История одной болезни | страница 23
"…Я поспешил бы придти, если бы не хромал еще немного и не боялся лестниц. Пока что я разрешаю себе бывать только в нижних этажах…" – пишет он своему преданному другу, доброй и заботливой Е. М. Хитрово, которая страстно, но без взаимности любила поэта.
Особенно часто Александр Сергеевич сказывается больным, чтобы не являться на обязательные рауты во дворец, по поводу которых как о пустой трате времени он иронизировал: "…Ходишь по ногам, как по ковру, извиняешься – вот уже и замена разговору…"
Однажды он таким образом не пошел поздравлять наследника престола с совершеннолетием, о чем рассказал в письме Наталье Николаевне: "репортуюсь больным и боюсь царя встретить. Все эти праздники просижу дома. К наследнику являться с поздравлениями и приветствиями не намерен; царствие его впереди; и мне, вероятно, его не видать. Видел я трех царей: первый велел снять с меня картуз и пожурил за меня мою няньку; второй меня не жаловал; третий хоть и упек меня в камер-пажи под старость лет, но променять его на четвертого не желаю; от добра добра не ищут Посмотрим, как-то наш Сашка будет ладить с порфирородным своим тезкой; с моим тезкой я не ладил .."
Письмо это было перехвачено тайной полицией и передано царю. Возмущенный вопиюще-безнравственным поступком Бенкендорфа и Николая I, Александр Сергеевич отбросил всякую осторожность и с помощью тех же писем, которые, как он понимал теперь, прочитываются на самом верху, повел наступательную кампанию за элементарные человеческие права.
"Мысль, что кто-нибудь нас с тобой подслушивает, приводит меня в бешенство a la lettre [4]. Без политической свободы жить очень можно; без семейственной неприкосновенности (inviolabilite de la famille) [5] невозможно: каторга не в пример лучше", – высказался он в письме Наталье Николаевне 3 июня 1834 года и тут же указал, кому это замечание адресовано: «Это писано не для тебя; а вот что пишу для тебя». И далее повел спокойный «семейственный» разговор.

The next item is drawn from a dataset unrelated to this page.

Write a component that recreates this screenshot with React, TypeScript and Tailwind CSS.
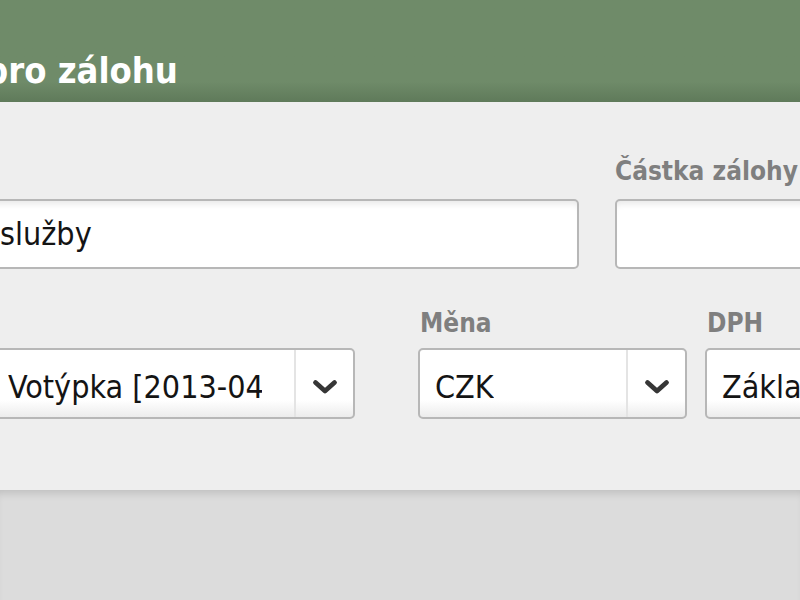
import React from "react";

const FONT = { fontFamily: '"DejaVu Sans Condensed", "DejaVu Sans", sans-serif' };

const Chevron: React.FC = () => (
  <svg width="26" height="16" viewBox="0 0 26 16" fill="none">
    <path d="M3.5 3.5 L13 12 L22.5 3.5" stroke="#363636" strokeWidth="4.8" strokeLinecap="round" strokeLinejoin="round" />
  </svg>
);

const TextInput: React.FC<{ value?: string; className?: string }> = ({ value, className = "" }) => (
  <div
    className={`h-[70px] rounded-[5px] border-2 border-[#b7b7b7] bg-white shadow-[inset_0_7px_6px_-4px_rgba(0,0,0,0.09)] flex items-center overflow-hidden text-[32px] text-[#141414] whitespace-nowrap ${className}`}
  >
    {value}
  </div>
);

const Select: React.FC<{ value: string; textClass?: string; className?: string; button?: boolean }> = ({
  value,
  textClass = "pl-[15px] pr-[30px]",
  className = "",
  button = true,
}) => (
  <div
    className={`h-[71px] rounded-[5px] border-2 border-[#b7b7b7] bg-linear-to-b from-white from-75% to-[#ececec] flex overflow-hidden ${className}`}
  >
    <div className={`flex-1 min-w-0 flex items-center pt-[6px] ${textClass}`}>
      <span className="block overflow-hidden whitespace-nowrap text-[32px] text-[#141414]">{value}</span>
    </div>
    {button && (
      <div className="w-[59px] shrink-0 border-l-2 border-[#e4e4e4] flex items-center justify-center pt-[6px]">
        <Chevron />
      </div>
    )}
  </div>
);

const Label: React.FC<{ children?: React.ReactNode; className?: string }> = ({ children, className = "" }) => (
  <div className={`h-[30px] leading-[30px] text-[26px] font-bold text-[#7f7f7f] whitespace-nowrap ${className}`}>
    {children}
  </div>
);

export default function App() {
  return (
    <div className="w-[800px] h-[600px] overflow-hidden flex flex-col bg-[#dcdcdc]" style={FONT}>
      <div className="h-[102px] shrink-0 bg-linear-to-b from-[#6f8b69] from-80% to-[#5f7a5a] overflow-hidden">
        <h1 className="pt-[44px] -ml-[15px] text-[36px] font-bold text-white leading-normal whitespace-nowrap">
          pro zálohu
        </h1>
      </div>

      <div className="bg-[#eeeeee] pt-[54px] pb-[71px] overflow-hidden">
        <div className="-ml-[40px] flex flex-col">
          <div className="flex gap-[36px]">
            <div className="w-[619px] shrink-0">
              <Label className="mb-[13px]" />
              <TextInput value="služby" className="pl-[38px]" />
            </div>
            <div className="w-[300px] shrink-0">
              <Label className="mb-[13px]">Částka zálohy</Label>
              <TextInput />
            </div>
          </div>

          <div className="flex mt-[39px]">
            <div className="w-[395px] shrink-0">
              <Label className="mb-[10px]" />
              <Select value="Votýpka [2013-04-15]" textClass="pl-[46px] pr-[32px]" />
            </div>
            <div className="w-[269px] shrink-0 ml-[63px]">
              <Label className="mb-[10px] pl-[2px]">Měna</Label>
              <Select value="CZK" />
            </div>
            <div className="w-[300px] shrink-0 ml-[18px]">
              <Label className="mb-[10px] pl-[2px]">DPH</Label>
              <Select value="Základní sazba" button={false} />
            </div>
          </div>
        </div>
      </div>

      <div className="flex-1 bg-[#dcdcdc] shadow-[inset_0_8px_8px_-5px_rgba(0,0,0,0.14)]" />
    </div>
  );
}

Теперь все его письма словно разделены невидимой (а иногда и видимой) чертой: одна часть – для жены другая – для правительства, подсматривающего в замочную скважину:
"На того (Николая I. – Б. Ш.) я перестал сердиться, потому что, toute reflexion faite [6], не он виноват в свинстве, его окружающем. А живя в нужнике, поневоле привыкнешь к –, и вонь его тебе не будет противна, даром что gentleman [7]. Ух, кабы мне удрать на чистый воздух" – это для царя и высшего света.